The failing test case in 5840279e36cb328f37fb33ded509f24421db46ff is part of a very common workflow.

fingolfin commented 11 years ago

@alexsydell Unfortunately it seems that git does not do that -- it just gives us the local name of the branch when we do a git push. So if I clone a hg remote branch "hgbranch" under the local name "gitbranch", then pushing any changes under gitbranch is done by asking the remote helper to generate a fast-import stream updating the "refs/heads/gitbranch" (and not, say, "refs/hg/hgbranch" or anything else involving hgbranch). So we either must scan the git config; or switch away from using the import/export remote-helper API to using push/fetch. Because it turns out that the push remote-helper command is told both the local and the remote refs name. Perhaps we can ask the git team to extend the remote-helper protocol in such a way that "import" is also told both refs...

Or perhaps we should forget this and actually use the git branch name for deciding "hg branch" is burned into each commit we export. Hm...
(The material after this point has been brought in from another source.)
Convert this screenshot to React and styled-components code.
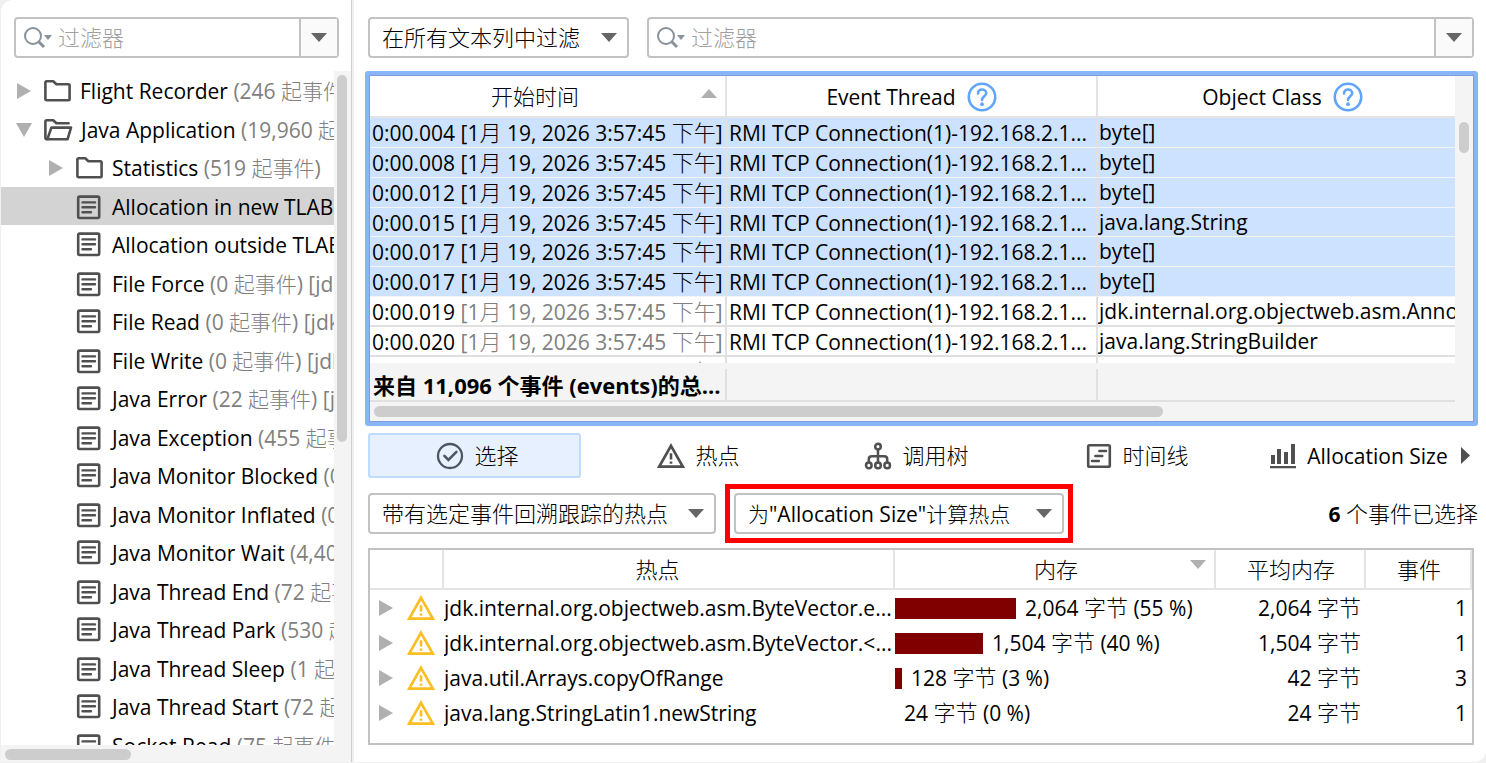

In any case: This whole discussion, while very interesting, is now quite far from the bug I reported initially. Perhaps we can instead hold such discussions on a mailing list? I created https://groups.google.com/group/gitifyhg for this purpose, feel free to join :-)

dusty-phillips commented 11 years ago

Max, I've lost track, is there anything outstanding on this issue now?

fingolfin commented 11 years ago

Since we set HGPLAIN now, the fix for this works even in non-english locales. On a cursory look, it also looks to me as if the implemented solution is not prone to races as described before (where the remote repo gets modified after we pushed the local hg repo, but before we pushed that to the remote).

So I think we can close this, and handle any future issue related to this as new ones.